Each of the sets of external components 900a, 900b, 900c includes a computer display monitor 920, a keyboard 930, and a computer mouse 940. Each of the sets of internal components 800a, 800b, 800c also includes device drivers 840 to interface to computer display monitor 920, keyboard 930 and computer mouse 940. The device drivers 840, R/W drive or interface 832 and network adapter or interface 836 comprise hardware and software (stored in storage device 830 and/or ROM 824).
A high demand request program 66 can be written in various programming languages including low-level, high-level, object-oriented or non object-oriented languages. Alternatively, the functions of a high demand request program 66 can be implemented in whole or in part by computer circuits and other hardware (not shown).
Based on the foregoing, a computer system, method and program product have been disclosed for predictive caching for telecommunication towers having associated local servers, using propagation of identification of items of high demand data at a regional or other geographic level. However, numerous modifications and substitutions can be made without deviating from the scope of the present invention. Therefore, the present invention has been disclosed by way of example and not limitation.
As will be appreciated by one skilled in the art, aspects of the present invention may be embodied as a system, method or computer program product. Accordingly, aspects of the present invention may take the form of an entirely hardware embodiment, an entirely software embodiment (including firmware, resident software, micro-code, etc.) or an embodiment combining software and hardware aspects that may all generally be referred to herein as a “circuit,” “module” or “system.” Furthermore, aspects of the present invention may take the form of a computer program product embodied in one or more computer readable medium(s) having computer readable program code embodied thereon.
Any combination of one or more computer readable medium(s) may be utilized. The computer readable medium may be a computer readable signal medium or a computer readable storage medium. A computer readable storage medium may be, for example, but not limited to, an electronic, magnetic, optical, electromagnetic, infrared, or semiconductor system, apparatus, or device, or any suitable combination of the foregoing. More specific examples (a non-exhaustive list) of the computer readable storage medium would include the following: an electrical connection having one or more wires, a portable computer diskette, a hard disk, a random access memory (RAM), a read-only memory (ROM), an erasable programmable read-only memory (EPROM or Flash memory), an optical fiber, a portable compact disc read-only memory (CD-ROM), an optical storage device, a magnetic storage device, or any suitable combination of the foregoing. In the context of this document, a computer readable storage medium may be any tangible medium that can contain, or store a program for use by or in connection with an instruction execution system, apparatus, or device.
A computer readable signal medium may include a propagated data signal with computer readable program code embodied therein, for example, in baseband or as part of a carrier wave. Such a propagated signal may take any of a variety of forms, including, but not limited to, electro-magnetic, optical, or any suitable combination thereof. A computer readable signal medium may be any computer readable medium that is not a computer readable storage medium and that can communicate, propagate, or transport a program for use by or in connection with an instruction execution system, apparatus, or device.

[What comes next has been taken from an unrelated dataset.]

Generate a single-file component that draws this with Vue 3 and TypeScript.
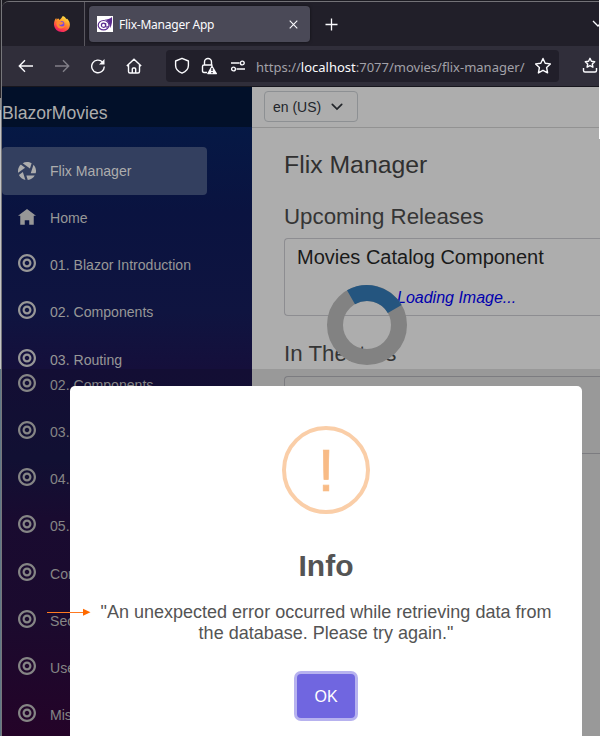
<script setup lang="ts">
type IconName = 'aperture' | 'home' | 'target'
interface NavItem {
  label: string
  icon: IconName
  active?: boolean
}

const icons: Record<IconName, string> = {
  aperture:
    'M4 0c-.69 0-1.34.19-1.91.5l3.22 2.34.75-2.25c-.6-.36-1.31-.59-2.06-.59zm-2.75 1.13c-.76.73-1.25 1.74-1.25 2.88 0 .25.02.48.06.72l3.09-2.22-1.91-1.38zm5.63.13l-1.22 3.75h2.19c.08-.32.16-.65.16-1 0-1.07-.44-2.03-1.13-2.75zm-4.72 3.22l-1.75 1.25c.55 1.13 1.6 1.99 2.88 2.22l-1.13-3.47zm1.56 1.53l.63 1.97c1.33-.12 2.46-.88 3.09-1.97h-3.72z',
  home: 'M4 0l-4 3h1v4h2v-2h2v2h2v-4.03l1 .03-4-3z',
  target:
    'M4 0c-2.2 0-4 1.8-4 4s1.8 4 4 4 4-1.8 4-4-1.8-4-4-4zm0 1c1.66 0 3 1.34 3 3s-1.34 3-3 3-3-1.34-3-3 1.34-3 3-3zm0 1c-1.1 0-2 .9-2 2s.9 2 2 2 2-.9 2-2-.9-2-2-2zm0 1c.56 0 1 .44 1 1s-.44 1-1 1-1-.44-1-1 .44-1 1-1z',
}

const upperNav: NavItem[] = [
  { label: 'Flix Manager', icon: 'aperture', active: true },
  { label: 'Home', icon: 'home' },
  { label: '01. Blazor Introduction', icon: 'target' },
  { label: '02. Components', icon: 'target' },
  { label: '03. Routing', icon: 'target' },
]

const lowerNav: NavItem[] = [
  { label: '02. Components', icon: 'target' },
  { label: '03.', icon: 'target' },
  { label: '04.', icon: 'target' },
  { label: '05.', icon: 'target' },
  { label: 'Com', icon: 'target' },
  { label: 'Sec', icon: 'target' },
  { label: 'User', icon: 'target' },
  { label: 'Misc', icon: 'target' },
]
</script>

<template>
  <div class="desktop">
    <div class="edge">
      <div class="edge-dark"></div>
      <div class="edge-light"></div>
      <div class="edge-slate"></div>
    </div>

    <div class="window">
      <div class="tabbar">
        <div class="pinned">
          <svg width="18" height="18" viewBox="0 0 18 18">
            <defs>
              <linearGradient id="fox" x1="0.8" y1="0" x2="0.3" y2="1">
                <stop offset="0" stop-color="#fff04a" />
                <stop offset="0.4" stop-color="#ff9a2a" />
                <stop offset="0.75" stop-color="#ff4248" />
                <stop offset="1" stop-color="#e8186c" />
              </linearGradient>
            </defs>
            <path d="M1 9.5C.9 7 1.700 4.500 3.200 3l.4 1.700C4.200 4 4.800 3.700 5.500 3.600L6.500 5C8 3.500 9 2.500 9.700 1c2 .5 3 2 3.600 3.200l.6-.7c1.700 1.500 3 3.500 3 6.200 0 4.200-3.500 7.300-7.900 7.300S1.200 14 1 9.500z" fill="url(#fox)" />
            <circle cx="8.400" cy="8.900" r="3" fill="#7b48e0" />
            <path d="M4.500 6.500c1.700-1 3-.6 4.300.6 1.200.2 1.700.6 1.700 1.100-.6 1-1.900.8-2.500 1.800-.8.300-1.600-.3-2.200-.9.300 2.300 3.500 3.500 6.300 1.400-1 3.500-5.600 4-7.500 1.500S3.300 7.800 4.500 6.500z" fill="#ff8a30" />
          </svg>
        </div>
        <div class="tab">
          <svg class="favicon" width="16" height="16" viewBox="0 0 16 16">
            <rect width="16" height="16" fill="#fff" />
            <path d="M7.500 3.800c3-.2 5.300-.9 7.500-2.800.3 3.500.2 8-2 11.200-.2-3.800-1.500-7-5.500-8.400z" fill="#5c2d91" />
            <ellipse cx="6.600" cy="9.200" rx="5.400" ry="4.700" fill="#fff" stroke="#5c2d91" stroke-width="1.200" />
            <circle cx="6.500" cy="9.200" r="2.100" fill="none" stroke="#5c2d91" stroke-width="1.200" />
            <path d="M8.700 6.900v3.200c.3 1.400 2 1.200 2.500 0" fill="none" stroke="#5c2d91" stroke-width="1.100" />
          </svg>
          <span class="tab-title">Flix-Manager App</span>
          <svg class="tab-close" width="9" height="9" viewBox="0 0 9 9"><path d="M.7.7l7.600 7.600M8.300.7L.7 8.300" stroke="#fbfbfe" stroke-width="1.100" /></svg>
        </div>
        <svg class="plus" width="13" height="13" viewBox="0 0 13 13"><path d="M6.500 .5v12M.5 6.500h12" stroke="#fbfbfe" stroke-width="1.300" /></svg>
        <svg class="all-tabs" width="12" height="8" viewBox="0 0 12 8"><path d="M1 1l5 5 5-5" fill="none" stroke="#fbfbfe" stroke-width="1.300" /></svg>
      </div>

      <div class="toolbar">
        <svg class="tool" width="16" height="16" viewBox="0 0 16 16"><path d="M15 8H1.500M7 2.300L1.300 8 7 13.700" /></svg>
        <svg class="tool dim" width="16" height="16" viewBox="0 0 16 16"><path d="M1 8h13.500M9 2.300L14.700 8 9 13.700" /></svg>
        <svg class="tool" width="16" height="16" viewBox="0 0 16 16"><path d="M14.300 8.500A6.300 6.300 0 1 1 12.500 4" /><path d="M14.500 1v5.500H9z" fill="#fbfbfe" stroke="none" /></svg>
        <svg class="tool" width="16" height="16" viewBox="0 0 16 16"><path d="M.8 8L8 1.200 15.200 8M2.500 7v6.500q0 1.500 1.500 1.500h8q1.500 0 1.500-1.500V7M6.300 15v-4q0-1 1-1h1.400q1 0 1 1v4" /></svg>
        <div class="urlbar">
          <svg class="tool shield" width="16" height="18" viewBox="0 0 16 18"><path d="M8 1.300L14.400 4v4.500c0 3.500-3.500 6.500-6.400 7.700-2.900-1.200-6.400-4.200-6.400-7.700V4z" stroke-linejoin="round" /></svg>
          <svg class="tool lock" width="17" height="18" viewBox="0 0 17 18">
            <path d="M3.500 8V5a3.500 3.500 0 0 1 7 0v3M6 15.500H3q-1.500 0-1.500-1.500V9.500Q1.500 8 3 8h7.500l1 .5" />
            <path d="M11 8l5 8.500q.3.800-.6.800H6.800q-.9 0-.6-.8z" fill="#fbfbfe" stroke="none" />
            <path d="M11 11v3M11 15v1.300" stroke="#211f2a" />
          </svg>
          <svg class="tool perms" width="16" height="12" viewBox="0 0 16 12"><path d="M1 3h8.500M6.500 9H15" /><circle cx="12.300" cy="3" r="1.900" /><circle cx="3.500" cy="9" r="1.900" /></svg>
          <span class="url">https://<b>localhost</b>:7077/movies/flix-manager/</span>
          <svg class="tool star" width="18" height="18" viewBox="0 0 18 18"><path d="M9 1.500l2.200 4.800 5.200.6-3.800 3.600 1 5.400L9 13.300l-4.600 2.600 1-5.400L1.600 6.900l5.200-.6z" stroke-linejoin="round" /></svg>
        </div>
        <svg class="tool shelf" width="16" height="17" viewBox="0 0 16 17"><path d="M8 1.300l1.400 3 3.300.4-2.400 2.300.6 3.200L8 8.700l-2.900 1.500.6-3.200-2.400-2.300 3.300-.4zM1.500 11v2.500q0 1.500 1.500 1.500h10q1.500 0 1.500-1.500V11" stroke-linejoin="round" /></svg>
      </div>

      <section class="page upper">
        <aside class="sidebar">
          <div class="brand">BlazorMovies</div>
          <nav>
            <a v-for="item in upperNav" :key="item.label" class="nav-link" :class="{ active: item.active }">
              <svg class="oi" :class="item.icon" width="18" height="18" viewBox="0 0 8 8"><path :d="icons[item.icon]" /></svg>
              <span>{{ item.label }}</span>
            </a>
          </nav>
        </aside>
        <main class="main">
          <div class="top-row">
            <div class="culture">
              <span>en (US)</span>
              <svg width="12" height="8" viewBox="0 0 12 8"><path d="M1.300 1.300L6 6l4.700-4.700" fill="none" stroke="#22252a" stroke-width="1.700" stroke-linecap="round" /></svg>
            </div>
          </div>
          <h3>Flix Manager</h3>
          <h4>Upcoming Releases</h4>
          <div class="catalog">
            <h5>Movies Catalog Component</h5>
            <em>Loading Image...</em>
          </div>
          <h4 class="theaters">In Theaters</h4>
        </main>
      </section>

      <section class="page lower">
        <aside class="sidebar">
          <nav>
            <a v-for="item in lowerNav" :key="item.label" class="nav-link">
              <svg class="oi" width="18" height="18" viewBox="0 0 8 8"><path :d="icons[item.icon]" /></svg>
              <span>{{ item.label }}</span>
            </a>
          </nav>
        </aside>
        <main class="main">
          <div class="catalog empty"></div>
        </main>
      </section>
    </div>

    <div class="right-edge"></div>

    <svg class="spinner" width="82" height="82" viewBox="0 0 82 82">
      <circle cx="41" cy="41" r="32" fill="none" stroke="#828282" stroke-width="16" />
      <path d="M25 13.300A32 32 0 0 1 68.700 25" fill="none" stroke="#24557f" stroke-width="16" />
    </svg>

    <div class="modal">
      <div class="warn-icon"><span>!</span></div>
      <h2>Info</h2>
      <p>"An unexpected error occurred while retrieving data from<br />the database. Please try again."</p>
      <button type="button">OK</button>
    </div>

    <svg class="pointer" width="44" height="8" viewBox="0 0 44 8">
      <path d="M0 4.500h37" stroke="#ff7a21" stroke-width="1" />
      <path d="M36 .8l7.500 3.500L36 7.800z" fill="#ff6a00" />
    </svg>
  </div>
</template>

<style>
body {
  margin: 0;
}
</style>

<style scoped>
* {
  box-sizing: border-box;
}
.desktop {
  position: relative;
  display: flex;
  width: 600px;
  height: 736px;
  overflow: hidden;
  background: #1c1b22;
  font-family: 'Liberation Sans', Arial, sans-serif;
}
.edge {
  display: flex;
  flex-direction: column;
  flex: 0 0 2px;
  border-right: 1px solid #77777b;
}
.edge-dark {
  height: 98px;
  background: #252329;
}
.edge-light {
  height: 271px;
  background: linear-gradient(180deg, #8f8f8f 0 12px, #c4c4c4 12px);
}
.edge-slate {
  flex: 1;
  background: #607785;
}
.window {
  flex: 1;
  min-width: 0;
  display: flex;
  flex-direction: column;
  margin-top: 1px;
  border-top: 1px solid #737277;
  border-top-left-radius: 7px;
  overflow: hidden;
}
.tabbar {
  display: flex;
  flex: none;
  height: 44px;
  background: #211f29;
}
.pinned {
  flex: 0 0 83px;
  display: flex;
  align-items: center;
  padding-left: 51px;
  border-right: 1px solid #59575f;
}
.tab {
  flex: 0 0 221px;
  height: 36px;
  margin: 4px 0 0 4px;
  padding: 0 12px 0 8px;
  display: flex;
  align-items: center;
  border-radius: 4px;
  background: #4a4957;
  box-shadow: 0 0 3px rgba(0, 0, 0, 0.55);
}
.tab-title {
  flex: 1;
  margin-left: 6px;
  color: #fbfbfe;
  font: 12px 'Noto Sans', sans-serif;
  letter-spacing: -0.24px;
  white-space: nowrap;
}
.plus {
  margin: 16px 0 0 15px;
}
.all-tabs {
  margin: 18px -4px 0 auto;
  flex: none;
}
.toolbar {
  display: flex;
  flex: none;
  align-items: center;
  height: 41px;
  padding-left: 16px;
  background: #302e3a;
  border-bottom: 1px solid #17161d;
}
.tool {
  flex: none;
  margin-right: 20px;
  fill: none;
  stroke: #fbfbfe;
  stroke-width: 1.4;
}
.dim {
  stroke: #817f88;
}
.urlbar {
  flex: 0 0 393px;
  display: flex;
  align-items: center;
  height: 32px;
  margin-left: 4px;
  padding-left: 8px;
  border-radius: 4px;
  background: #211f2a;
}
.shield {
  margin-right: 11px;
}
.lock {
  margin-right: 12px;
}
.perms {
  margin-right: 10px;
}
.url {
  flex: 0 0 278px;
  padding-top: 1px;
  color: #a2a1a8;
  font: 13px 'Noto Sans', sans-serif;
  white-space: nowrap;
}
.url b {
  color: #fbfbfe;
  font-weight: 400;
}
.star {
  margin: 0;
}
.shelf {
  margin: 0 0 2px 23px;
}
.page {
  display: flex;
  overflow: hidden;
}
.upper {
  height: 282px;
  flex: none;
}
.lower {
  flex: 1;
}
.sidebar {
  flex: 0 0 250px;
  color: #979797;
  background: linear-gradient(180deg, #031b47 0, #0a1340 125px, #0f1440 225px, #150f3b 282px);
}
.lower .sidebar {
  color: #858585;
  background: linear-gradient(180deg, #130e34 0, #111033 90px, #190b30 150px, #1b0a2e 250px, #240328 367px);
}
.brand {
  height: 40px;
  padding-top: 16px;
  background: #021029;
  color: #adadad;
  font-size: 17.6px;
  line-height: 21px;
}
.upper nav {
  padding-top: 20px;
}
.lower nav {
  margin-top: -8px;
}
.nav-link {
  display: flex;
  align-items: center;
  height: 47.25px;
  padding-left: 16px;
  font-size: 14.1px;
  line-height: 16px;
}
.nav-link.active {
  width: 205px;
  height: 48px;
  margin-bottom: -0.75px;
  border-radius: 4px;
  background: #333f5f;
  color: #adadad;
}
.oi {
  flex: none;
  margin: -4px 14px 0 0;
  fill: currentColor;
}
.oi.aperture {
  margin-top: 0;
}
.oi.home {
  margin-top: 1px;
}
.main {
  flex: 1;
  min-width: 0;
  background: #adadad;
}
.lower .main {
  background: #999999;
}
.top-row {
  height: 41px;
  padding: 4px 0 0 12px;
  border-bottom: 1px solid #929292;
}
.culture {
  display: flex;
  align-items: center;
  justify-content: space-between;
  width: 94px;
  height: 31px;
  padding: 0 14px 0 8px;
  border: 1px solid #8d9093;
  border-radius: 4px;
  color: #22252a;
  font-size: 14px;
}
h2,
h3,
h4,
h5,
p {
  margin: 0;
  font-weight: 400;
}
h3 {
  padding: 21px 0 0 32px;
  color: #303030;
  font-size: 24.8px;
  line-height: 31px;
}
h4 {
  padding: 23px 0 0 32px;
  color: #353535;
  font-size: 22.3px;
  line-height: 28px;
}
.catalog {
  display: flex;
  flex-direction: column;
  height: 78px;
  margin: 7px 0 0 32px;
  padding: 4px 0 0 12px;
  border: 1px solid #8d8d91;
  border-right: 0;
  border-radius: 4px 0 0 4px;
}
.catalog h5 {
  color: #1a1a1a;
  font-size: 20px;
  line-height: 28px;
}
.catalog em {
  margin: 17px 0 0 100px;
  color: #0000ad;
  font-size: 16px;
  line-height: 20px;
}
.catalog.empty {
  margin-top: 7px;
  border-color: #7c7c80;
}
.theaters {
  padding-top: 24px;
}
.right-edge {
  position: absolute;
  top: 0;
  right: 0;
  width: 1px;
  height: 139px;
  background: #fff;
}
.spinner {
  position: absolute;
  left: 326px;
  top: 284px;
}
.modal {
  position: absolute;
  left: 70px;
  top: 386px;
  width: 512px;
  height: 350px;
  padding-top: 40px;
  display: flex;
  flex-direction: column;
  align-items: center;
  border-radius: 5px 5px 0 0;
  background: #fff;
  color: #545454;
  text-align: center;
}
.warn-icon {
  display: flex;
  align-items: center;
  justify-content: center;
  width: 88px;
  height: 88px;
  border: 4px solid #facea8;
  border-radius: 50%;
  color: #f8bb86;
  font-size: 60px;
  line-height: 80px;
}
.warn-icon span {
  padding-top: 2px;
  -webkit-text-stroke: 0.6px #f8bb86;
}
.modal h2 {
  margin-top: 34px;
  font-size: 30px;
  font-weight: 700;
  line-height: 36px;
}
.modal p {
  margin-top: 18px;
  font-size: 18.03px;
  line-height: 21px;
  white-space: nowrap;
}
.modal button {
  width: 58px;
  height: 44px;
  margin-top: 30px;
  padding: 1px 0 0;
  border: 0;
  border-radius: 4px;
  background: #7066e0;
  box-shadow: 0 0 0 3px #b7b2ef;
  color: #fff;
  font: 16px 'Liberation Sans', Arial, sans-serif;
}
.pointer {
  position: absolute;
  left: 47px;
  top: 608px;
}
</style>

Program code embodied on a computer readable medium may be transmitted using any appropriate medium, including but not limited to wireless, wireline, optical fiber cable, RF, etc., or any suitable combination of the foregoing.
Computer program code for carrying out operations for aspects of the present invention may be written in any combination of one or more programming languages, including an object oriented programming language such as Java, Smalltalk, C++ or the like and conventional procedural programming languages, such as the “C” programming language or similar programming languages. The program code may execute entirely on the user's computer, partly on the user's computer, as a stand-alone software package, partly on the user's computer and partly on a remote computer or entirely on the remote computer or server. In the latter scenario, the remote computer may be connected to the user's computer through any type of network, including a local area network (LAN) or a wide area network (WAN), or the connection may be made to an external computer (for example, through the Internet using an Internet Service Provider).

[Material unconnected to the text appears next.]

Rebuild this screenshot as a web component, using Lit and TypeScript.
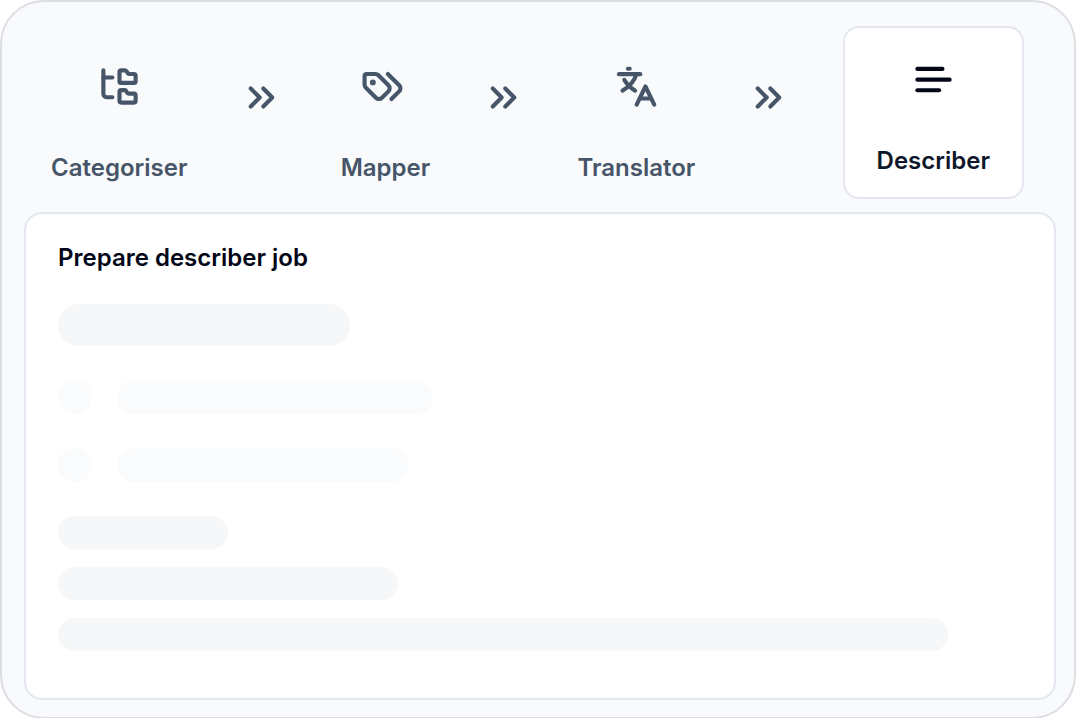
import { LitElement, html, css, svg } from "lit";
import { customElement, property, state } from "lit/decorators.js";

const icons: Record<string, unknown> = {
  categoriser: svg`
    <path d="M20 10a1 1 0 0 0 1-1V6a1 1 0 0 0-1-1h-2.5a1 1 0 0 1-.8-.4l-.9-1.2A1 1 0 0 0 15 3h-2a1 1 0 0 0-1 1v5a1 1 0 0 0 1 1Z"/>
    <path d="M20 21a1 1 0 0 0 1-1v-3a1 1 0 0 0-1-1h-2.9a1 1 0 0 1-.88-.55l-.42-.85a1 1 0 0 0-.92-.6H13a1 1 0 0 0-1 1v5a1 1 0 0 0 1 1Z"/>
    <path d="M3 7h5"/>
    <path d="M3 3v13a2 2 0 0 0 2 2h3"/>`,
  mapper: svg`
    <path d="M8.2 5H3a1 1 0 0 0-1 1v5.2a2 2 0 0 0 .6 1.4l5.7 5.7a2.4 2.4 0 0 0 3.4 0l3.6-3.6a2.4 2.4 0 0 0 0-3.4L9.6 5.6A2 2 0 0 0 8.2 5Z"/>
    <circle cx="6.6" cy="9.7" r="0.9" stroke-width="1.5"/>
    <path d="m15 5 6.3 6.3a2.4 2.4 0 0 1 0 3.4L17 19"/>`,
  translator: svg`
    <path d="M7.2 2.1h1"/>
    <path d="M2.2 5.1h11.9"/>
    <path d="M11.8 5.6c-.9 3.2-4 6.8-7.6 8.7"/>
    <path d="M5.2 8.3c1.3 2.2 3.3 4.4 6 6"/>
    <path d="m12.1 22.1 4.9-10.1 4.9 10.1"/>
    <path d="M13.9 18.7h6.2"/>`,
  describer: svg`
    <path d="M17 6.1H3"/>
    <path d="M21 12.1H3"/>
    <path d="M15.1 18H3"/>`,
  next: svg`
    <path d="m6 17 5-5-5-5"/>
    <path d="m13 17 5-5-5-5"/>`,
};

@customElement("line-icon")
export class LineIcon extends LitElement {
  @property() name = "next";

  static styles = css`
    :host {
      display: block;
      flex: none;
      width: 43px;
      height: 43px;
    }
    .glyph {
      display: block;
      width: 100%;
      height: 100%;
      overflow: visible;
      fill: none;
      stroke: currentColor;
      stroke-width: 2.3;
      stroke-linecap: round;
      stroke-linejoin: round;
    }
  `;

  render() {
    return html`<svg class="glyph" viewBox="0 0 24 24" aria-hidden="true">${icons[this.name]}</svg>`;
  }
}

const steps = [
  { id: "categoriser", label: "Categoriser" },
  { id: "mapper", label: " Mapper" },
  { id: "translator", label: "Translator" },
  { id: "describer", label: "Describer" },
];

@customElement("app-root")
export class AppRoot extends LitElement {
  @state() private active = "describer";

  static styles = css`
    :host {
      display: block;
      font-family: Inter, "Liberation Sans", sans-serif;
      color: #020617;
    }
    .shell {
      box-sizing: border-box;
      padding: 24px 18px 17px 22px;
      background: #f9fafc;
      border: 2px solid #dcdee3;
      border-radius: 44px;
    }
    .steps {
      display: flex;
      align-items: flex-start;
      justify-content: space-between;
      padding: 0 32px 0 27px;
      margin-bottom: 13px;
    }
    .step {
      display: flex;
      flex-direction: column;
      align-items: center;
      gap: 43px;
      padding: 39px 0 0;
      border: 0;
      background: none;
      color: #475569;
      font: inherit;
      cursor: pointer;
    }
    .step.active {
      padding: 30px 32px 19px;
      border: 2px solid #e4e7ee;
      border-radius: 16px;
      background: #fff;
      color: #020617;
    }
    .label {
      font-size: 24px;
      font-weight: 600;
      line-height: 34px;
      white-space: pre;
    }
    .active .label {
      color: #0f172a;
    }
    .arrow {
      padding-top: 50px;
      color: #475569;
    }
    .panel {
      display: flex;
      flex-direction: column;
      gap: 34px;
      padding: 27px 32px 47px;
      border: 2px solid #e4e7ee;
      border-radius: 18px;
      background: #fff;
    }
    .title {
      margin: 0 0 -5px;
      font-size: 24px;
      font-weight: 600;
      line-height: 34px;
    }
    .row {
      display: flex;
      gap: 25px;
    }
    .lines {
      display: flex;
      flex-direction: column;
      gap: 18px;
    }
    .bone {
      max-width: 100%;
      height: 34px;
      border-radius: 17px;
      background: #f5f7f8;
    }
    .lines .bone {
      height: 33px;
    }
    .soft {
      background: #f9fbfd;
    }
    .tall {
      height: 42px;
      border-radius: 21px;
    }
    .w-dot { width: 34px; }
    .w-xs { width: 170px; }
    .w-sm { width: 292px; }
    .w-md { width: 316px; }
    .w-lg { width: 340px; }
    .w-xl { width: 890px; }
  `;

  render() {
    return html`
      <main class="shell">
        <nav class="steps">
          ${steps.map(
            (step, i) => html`
              ${i ? html`<line-icon class="arrow" name="next"></line-icon>` : ""}
              <button
                type="button"
                class="step ${step.id === this.active ? "active" : ""}"
                @click=${() => (this.active = step.id)}
              >
                <line-icon name=${step.id}></line-icon>
                <span class="label">${step.label}</span>
              </button>
            `
          )}
        </nav>
        <section class="panel">
          <h2 class="title">Prepare describer job</h2>
          <div class="bone tall w-sm"></div>
          <div class="row">
            <div class="bone soft w-dot"></div>
            <div class="bone soft w-md"></div>
          </div>
          <div class="row">
            <div class="bone soft w-dot"></div>
            <div class="bone soft w-sm"></div>
          </div>
          <div class="lines">
            <div class="bone w-xs"></div>
            <div class="bone w-lg"></div>
            <div class="bone w-xl"></div>
          </div>
        </section>
      </main>
    `;
  }
}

Aspects of the present invention are described below with reference to flowchart illustrations and/or block diagrams of methods, apparatus (systems) and computer program products according to embodiments of the invention. It will be understood that each block of the flowchart illustrations and/or block diagrams, and combinations of blocks in the flowchart illustrations and/or block diagrams, can be implemented by computer program instructions. These computer program instructions may be provided to a processor of a general purpose computer, special purpose computer, or other programmable data processing apparatus to produce a machine, such that the instructions, which execute via the processor of the computer or other programmable data processing apparatus, create means for implementing the functions/acts specified in the flowchart and/or block diagram block or blocks.
These computer program instructions may also be stored in a computer readable medium that can direct a computer, other programmable data processing apparatus, or other devices to function in a particular manner, such that the instructions stored in the computer readable medium produce an article of manufacture including instructions which implement the function/act specified in the flowchart and/or block diagram block or blocks.
The computer program instructions may also be loaded onto a computer, other programmable data processing apparatus, or other devices to cause a series of operational steps to be performed on the computer, other programmable apparatus or other devices to produce a computer implemented process such that the instructions which execute on the computer or other programmable apparatus provide processes for implementing the functions/acts specified in the flowchart and/or block diagram block or blocks.
The flowchart and block diagrams in the Figures illustrate the architecture, functionality, and operation of possible implementations of systems, methods and computer program products according to various embodiments of the present invention. In this regard, each block in the flowchart or block diagrams may represent a module, segment, or portion of code, which comprises one or more executable instructions for implementing the specified logical function(s). It should also be noted that, in some alternative implementations, the functions noted in the block may occur out of the order noted in the figures. For example, two blocks shown in succession may, in fact, be executed substantially concurrently, or the blocks may sometimes be executed in the reverse order, depending upon the functionality involved. It will also be noted that each block of the block diagrams and/or flowchart illustration, and combinations of blocks in the block diagrams and/or flowchart illustration, can be implemented by special purpose hardware-based systems that perform the specified functions or acts, or combinations of special purpose hardware and computer instructions.